On February 23, 1836, Santa Anna and four thousand troops laid siege to the Alamo. The 187 men inside, mainly newcomers from the United States, held out until March 6, when the garrison, commanded by Travis and including Davy Crockett and James Bowie, was assaulted and wiped out. At Goliad, three hundred defenders under James Fannin surrendered and then were massacred by the Mexican army on March 27.

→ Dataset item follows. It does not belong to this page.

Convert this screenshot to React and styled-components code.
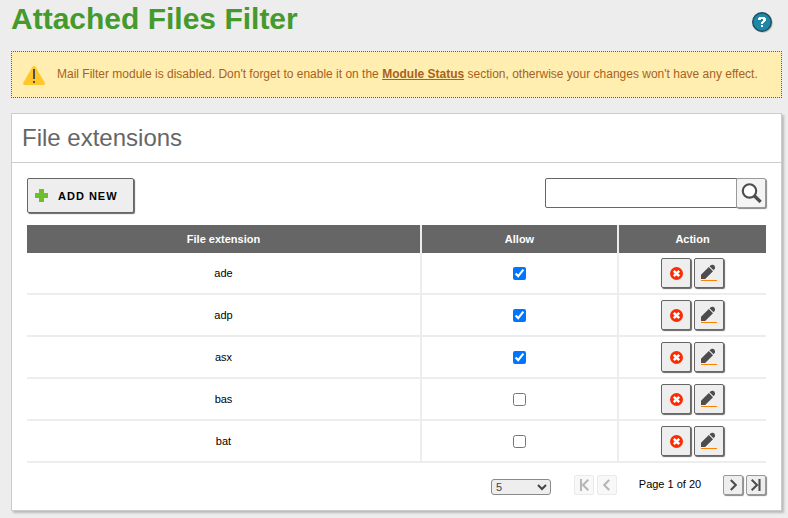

The delegates who met on March 1, 1836, in Washington, Texas, knew of the siege of the Alamo. Continuing their pattern of following the revolutionary example of the United States, they issued a declaration of independence on March 2 and subsequently adopted a constitution. The siege at the Alamo gave commander-in-chief Sam Houston time to assemble an army. Houston avoided a fight for weeks before surprising Santa Anna’s divided army on the west bank of the San Jacinto River near Galveston Bay on April 21, 1836. The Texans defeated twelve hundred Mexicans with their force of eight hundred. Santa Anna was among the captives. Before being released, Santa Anna pledged himself to secure the independence of Texas, but the Mexican congress disavowed his actions. The Mexican army, however, quickly left Texas and made no serious attempt to regain control. Sam Houston was elected president of the Republic of Texas on October 22, 1836. Houston and most Texans were interested in joining the United States, but for diplomatic and domestic reasons, annexation was not accomplished for almost a decade.